▼

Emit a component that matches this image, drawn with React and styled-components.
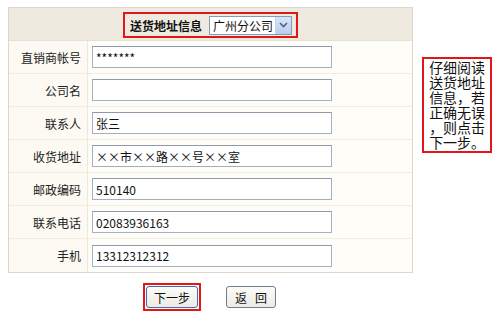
import React from 'react';
import styled, { createGlobalStyle } from 'styled-components';

const GlobalStyle = createGlobalStyle`
  body {
    margin: 7px 8px;
    background: #fff;
    font-family: "Noto Sans CJK SC", "Liberation Sans", sans-serif;
    font-size: 12px;
    color: #222;
  }
`;

const fields = [
  { label: '直销商帐号', value: '*******' },
  { label: '公司名', value: '' },
  { label: '联系人', value: '张三' },
  { label: '收货地址', value: '××市××路××号××室' },
  { label: '邮政编码', value: '510140' },
  { label: '联系电话', value: '02083936163' },
  { label: '手机', value: '13312312312' },
];

const noteLines = ['仔细阅读', '送货地址', '信息，若', '正确无误', '，则点击', '下一步。'];

const App = () => (
  <>
    <GlobalStyle />
    <Page>
      <Left>
        <Form>
          <Header>
            <Highlight>
              <HeaderTitle>送货地址信息</HeaderTitle>
              <Select>
                <SelectText>广州分公司</SelectText>
                <SelectArrow>
                  <svg width="9" height="6" viewBox="0 0 9 6">
                    <path d="M1 1 L4.5 4.5 L8 1" fill="none" stroke="#4d6185" strokeWidth="1.6" />
                  </svg>
                </SelectArrow>
              </Select>
            </Highlight>
          </Header>
          {fields.map((f) => (
            <Row key={f.label}>
              <Label>{f.label}</Label>
              <Cell>
                <Input defaultValue={f.value} />
              </Cell>
            </Row>
          ))}
        </Form>
        <Actions>
          <Focus>
            <Button>下一步</Button>
          </Focus>
          <Button $back>返&nbsp;&nbsp;&nbsp;回</Button>
        </Actions>
      </Left>
      <Note>
        {noteLines.map((l) => (
          <NoteLine key={l}>{l}</NoteLine>
        ))}
      </Note>
    </Page>
  </>
);

const Page = styled.div`
  display: flex;
  align-items: flex-start;
  gap: 9px;
`;
const Left = styled.div`
  display: flex;
  flex-direction: column;
  width: 406px;
`;
const Form = styled.div`
  border: 1px solid #dcd7cb;
  background: #fffdf8;
`;
const Header = styled.div`
  height: 32px;
  display: flex;
  align-items: center;
  justify-content: center;
  background: #eeeae0;
  border-bottom: 1px solid #e6e1d4;
`;
const Highlight = styled.div`
  display: flex;
  align-items: center;
  gap: 7px;
  height: 20px;
  padding: 1px 4px 1px 5px;
  border: 2px solid #e0161b;
  margin-top: 2px;
`;
const HeaderTitle = styled.span`
  font-weight: bold;
  font-size: 12px;
  color: #111;
`;
const Select = styled.div`
  display: flex;
  align-items: center;
  width: 83px;
  height: 19px;
  box-sizing: border-box;
  border: 1px solid #7f9db9;
  background: #fff;
`;
const SelectText = styled.span`
  flex: 1;
  padding-left: 3px;
  font-size: 12px;
  color: #111;
  line-height: 17px;
  white-space: nowrap;
`;
const SelectArrow = styled.span`
  width: 15px;
  height: 17px;
  display: flex;
  align-items: center;
  justify-content: center;
  background: linear-gradient(#dbe5f8, #b9cbee);
  border-left: 1px solid #c3d3fd;
`;
const Row = styled.div`
  display: flex;
  height: 32px;
  border-bottom: 1px solid #f1ece1;
  &:last-child {
    height: 33px;
    border-bottom: none;
  }
`;
const Label = styled.div`
  width: 79px;
  flex-shrink: 0;
  display: flex;
  align-items: center;
  justify-content: flex-end;
  padding-right: 6px;
  box-sizing: border-box;
  background: #fcfaf3;
  border-right: 1px solid #ede8dc;
  color: #222;
`;
const Cell = styled.div`
  flex: 1;
  display: flex;
  align-items: center;
  padding-left: 4px;
`;
const Input = styled.input`
  width: 240px;
  height: 22px;
  box-sizing: border-box;
  border: 1px solid #a4b0bf;
  border-top-color: #8e9aab;
  padding: 0 3px;
  font-family: "Noto Sans CJK SC", "Liberation Sans", sans-serif;
  font-size: 12px;
  color: #111;
  background: #fff;
  outline: none;
`;
const Actions = styled.div`
  display: flex;
  justify-content: center;
  align-items: center;
  gap: 25px;
  margin-top: 10px;
  padding-right: 2px;
`;
const Focus = styled.div`
  border: 2px solid #e0161b;
  padding: 1px;
  display: flex;
`;
const Button = styled.button`
  width: ${(p) => (p.$back ? '50px' : '52px')};
  height: 22px;
  padding: 0;
  border: 1px solid ${(p) => (p.$back ? '#6f7f8f' : '#4a6aa8')};
  border-radius: 3px;
  background: linear-gradient(#fbfbf8, #ecebe5);
  font-family: "Noto Sans CJK SC", "Liberation Sans", sans-serif;
  font-size: 12px;
  color: #111;
`;
const Note = styled.div`
  margin-top: 50px;
  width: 70px;
  box-sizing: border-box;
  padding: 1px 0 1px 5px;
  border: 2px solid #e0161b;
  font-family: "Noto Sans CJK SC", sans-serif;
  font-size: 14px;
  color: #111;
`;
const NoteLine = styled.div`
  height: 15px;
  line-height: 15px;
  white-space: nowrap;
`;

export default App;
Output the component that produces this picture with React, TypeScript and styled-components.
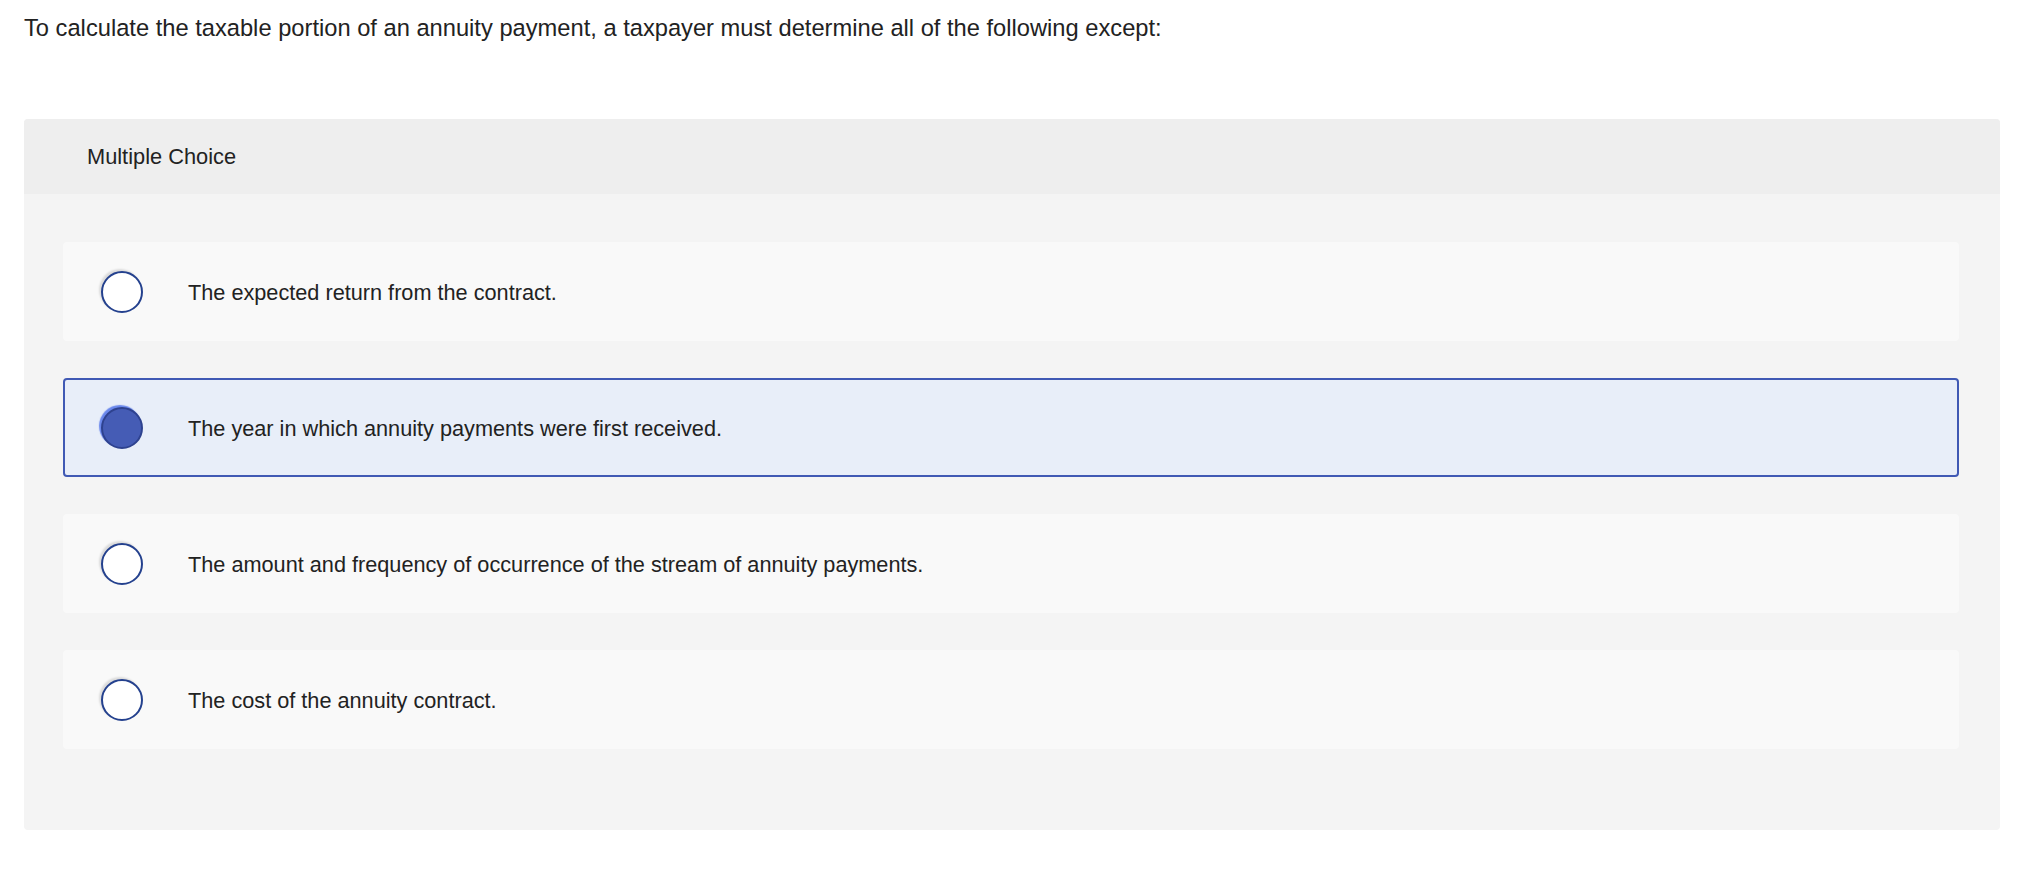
import React, { useState } from 'react';
import styled, { createGlobalStyle } from 'styled-components';

const GlobalStyle = createGlobalStyle`
  body {
    margin: 0;
    background: #fff;
    font-family: "Liberation Sans", Arial, sans-serif;
    color: #222;
  }
`;

const Page = styled.div`
  padding: 11px 40px 40px 24px;
`;

const Question = styled.p`
  margin: 0 0 74px;
  font-size: 23.7px;
  line-height: 34px;
  color: #222;
`;

const Panel = styled.section`
  background: #f4f4f4;
  border-radius: 4px;
  overflow: hidden;
`;

const PanelHeader = styled.div`
  height: 75px;
  display: flex;
  align-items: center;
  padding-left: 63px;
  background: #eeeeee;
  font-size: 21.8px;
  color: #222;
`;

const Options = styled.div`
  display: flex;
  flex-direction: column;
  gap: 37px;
  padding: 48px 41px 81px 39px;
`;

const Option = styled.label<{ $selected: boolean }>`
  box-sizing: border-box;
  height: 99px;
  display: flex;
  align-items: center;
  gap: 45px;
  padding-left: 36px;
  border-radius: 4px;
  border: 2px solid ${(p) => (p.$selected ? '#4059b4' : 'transparent')};
  background: ${(p) => (p.$selected ? '#e8eef9' : '#f9f9f9')};
  cursor: pointer;
`;

const Radio = styled.span<{ $selected: boolean }>`
  box-sizing: border-box;
  flex: none;
  width: 42px;
  height: 42px;
  border-radius: 50%;
  border: 2px solid ${(p) => (p.$selected ? '#2e428f' : '#24418e')};
  background: ${(p) => (p.$selected ? '#455cb5' : '#fff')};
  box-shadow: ${(p) =>
    p.$selected ? '-2px -2px 1px rgba(50, 90, 230, 0.7)' : '-2px -2px 2px rgba(0, 0, 0, 0.12)'};
`;

const OptionText = styled.span`
  padding-top: 2px;
  font-size: 21.7px;
  color: #222;
`;

const choices = [
  'The expected return from the contract.',
  'The year in which annuity payments were first received.',
  'The amount and frequency of occurrence of the stream of annuity payments.',
  'The cost of the annuity contract.',
];

const App: React.FC = () => {
  const [selected, setSelected] = useState(1);

  return (
    <Page>
      <GlobalStyle />
      <Question>
        To calculate the taxable portion of an annuity payment, a taxpayer must determine all of the following except:
      </Question>
      <Panel>
        <PanelHeader>Multiple Choice</PanelHeader>
        <Options>
          {choices.map((text, i) => (
            <Option key={i} $selected={selected === i} onClick={() => setSelected(i)}>
              <Radio $selected={selected === i} />
              <OptionText>{text}</OptionText>
            </Option>
          ))}
        </Options>
      </Panel>
    </Page>
  );
};

export default App;
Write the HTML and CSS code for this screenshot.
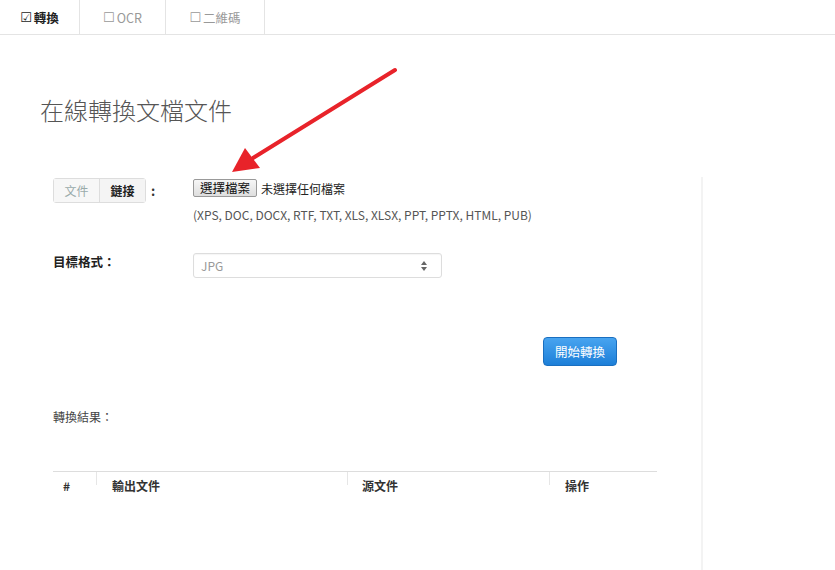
FILE: index.html
```html
<!DOCTYPE html>
<html>
<head>
<meta charset="utf-8">
<link rel="stylesheet" href="styles.css">
</head>
<body>
<nav class="tabs">
  <div class="tab active"><span class="box">☑</span> 轉換</div>
  <div class="tab"><span class="box">☐</span> OCR</div>
  <div class="tab"><span class="box">☐</span>二維碼</div>
</nav>
<main class="page">
  <h1 class="title">在線轉換文檔文件</h1>
  <div class="body">
    <div class="form">
      <div class="row row-file">
        <div class="label">
          <div class="seg"><span class="seg-btn seg-off">文件</span><span class="seg-btn seg-on">鏈接</span></div>
          <span class="colon">:</span>
        </div>
        <div class="field">
          <div class="file"><span class="file-btn">選擇檔案</span><span class="file-name">未選擇任何檔案</span></div>
          <div class="hint">(XPS, DOC, DOCX, RTF, TXT, XLS, XLSX, PPT, PPTX, HTML, PUB)</div>
        </div>
      </div>
      <div class="row row-fmt">
        <div class="label bold">目標格式：</div>
        <div class="field">
          <div class="select"><span>JPG</span>
            <svg class="arrows" width="6" height="10" viewBox="0 0 6 10"><polygon points="3,0 6,4 0,4" fill="#666"/><polygon points="0,6 6,6 3,10" fill="#666"/></svg>
          </div>
        </div>
      </div>
      <div class="actions"><button class="go">開始轉換</button></div>
      <div class="result">轉換結果：</div>
      <table class="tbl">
        <thead><tr><th class="c1">#</th><th class="c2">輸出文件</th><th class="c3">源文件</th><th class="c4">操作</th></tr></thead>
      </table>
    </div>
    <div class="side"></div>
  </div>
  <svg class="arrow" width="190" height="125" viewBox="0 0 190 125">
    <line x1="175" y1="10" x2="33" y2="98" stroke="#e8232a" stroke-width="4" stroke-linecap="round"/>
    <polygon points="12,112 25,88 40,108" fill="#e8232a"/>
  </svg>
</main>
</body>
</html>
```
FILE: styles.css
```css
html, body { margin: 0; padding: 0; background: #fff; }
body { font-family: "Noto Sans CJK TC", "Open Sans", sans-serif; font-size: 12px; color: #333; width: 835px; height: 570px; overflow: hidden; }
.tabs { display: flex; height: 34px; border-bottom: 1px solid #e4e4e4; }
.tab { display: flex; align-items: center; justify-content: center; border-right: 1px solid #e4e4e4; color: #999; font-size: 12.5px; height: 34px; }
.tab:nth-child(1) { width: 79px; color: #222; font-weight: bold; }
.tab:nth-child(2) { width: 85px; }
.tab:nth-child(3) { width: 98px; }
.box { font-size: 13px; margin-right: 2px; font-family: "DejaVu Sans", sans-serif; }
.page { position: relative; padding-left: 40px; }
.title { margin: 0; padding-top: 58px; font-size: 24px; font-weight: 300; color: #555; line-height: 34px; }
.body { display: flex; margin-top: 51px; }
.form { width: 616px; padding-left: 13px; }
.side { border-left: 2px solid #f3f3f3; margin-left: 32px; height: 395px; margin-top: -1px; }
.row { display: flex; }
.label { width: 140px; display: flex; align-items: flex-start; }
.bold { font-weight: bold; color: #222; font-size: 12.5px; }
.seg { display: flex; border: 1px solid #ddd; border-radius: 3px; height: 23px; }
.seg-btn { display: flex; align-items: center; justify-content: center; width: 45px; font-size: 12px; }
.seg-off { background: #f7f7f7; color: #9aa; border-right: 1px solid #ddd; }
.seg-on { background: #f4f4f4; color: #222; font-weight: bold; }
.colon { font-weight: bold; margin-left: 5px; margin-top: 3px; color: #333; font-size: 13px; }
.file { display: flex; align-items: center; margin-top: 1px; }
.file-btn { border: 1px solid #999; background: linear-gradient(#f6f6f6, #dedede); padding: 0 6px; height: 16px; line-height: 16px; font-size: 12.5px; color: #111; border-radius: 2px; width: 50px; text-align: center; }
.file-name { margin-left: 4px; color: #222; font-size: 12px; }
.hint { margin-top: 9px; color: #555; font-size: 12px; }
.row-fmt { margin-top: 30px; }
.row-fmt .label { margin-top: -1px; }
.select { width: 226px; height: 23px; border: 1px solid #ddd; border-radius: 3px; display: flex; align-items: center; justify-content: space-between; padding: 0 14px 0 7px; color: #999; font-size: 12px; box-shadow: inset 0 1px 1px rgba(0,0,0,0.04); }
.arrows { display: block; }
.actions { display: flex; justify-content: flex-end; margin-top: 59px; padding-right: 52px; }
.go { font-family: inherit; font-size: 12.5px; color: #fff; background: linear-gradient(#48a4f0, #1d7fd8); border: 1px solid #1a6fc0; border-radius: 4px; width: 74px; height: 29px; padding: 0; }
.result { margin-top: 42px; font-size: 12px; color: #444; }
.tbl { margin-top: 46px; width: 604px; border-collapse: collapse; border-top: 1px solid #ddd; table-layout: fixed; }
.tbl th { box-sizing: border-box; text-align: left; font-size: 12px; font-weight: bold; color: #333; padding: 5px 0 6px; position: relative; }
.tbl th + th::before { content: ""; position: absolute; left: 0; top: 0; height: 13px; border-left: 1px solid #e6e6e6; }
.c1 { width: 43px; padding-left: 10px !important; }
.c2 { width: 251px; padding-left: 16px !important; }
.c3 { width: 202px; padding-left: 15px !important; }
.c4 { padding-left: 16px !important; }
.arrow { position: absolute; left: 220px; top: 25px; }
```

▲

Print the entries as they stand, first line through the line holding "['仔细阅读', '送货地址', '信息，若', '正确无误', '，则点击', '下一步。'];", with every picture removed.

Problem solution ▸
Emit a component that matches this image, drawn with React and styled-components.
import React from 'react';
import styled, { createGlobalStyle } from 'styled-components';

const GlobalStyle = createGlobalStyle`
  body {
    margin: 7px 8px;
    background: #fff;
    font-family: "Noto Sans CJK SC", "Liberation Sans", sans-serif;
    font-size: 12px;
    color: #222;
  }
`;

const fields = [
  { label: '直销商帐号', value: '*******' },
  { label: '公司名', value: '' },
  { label: '联系人', value: '张三' },
  { label: '收货地址', value: '××市××路××号××室' },
  { label: '邮政编码', value: '510140' },
  { label: '联系电话', value: '02083936163' },
  { label: '手机', value: '13312312312' },
];

const noteLines = ['仔细阅读', '送货地址', '信息，若', '正确无误', '，则点击', '下一步。'];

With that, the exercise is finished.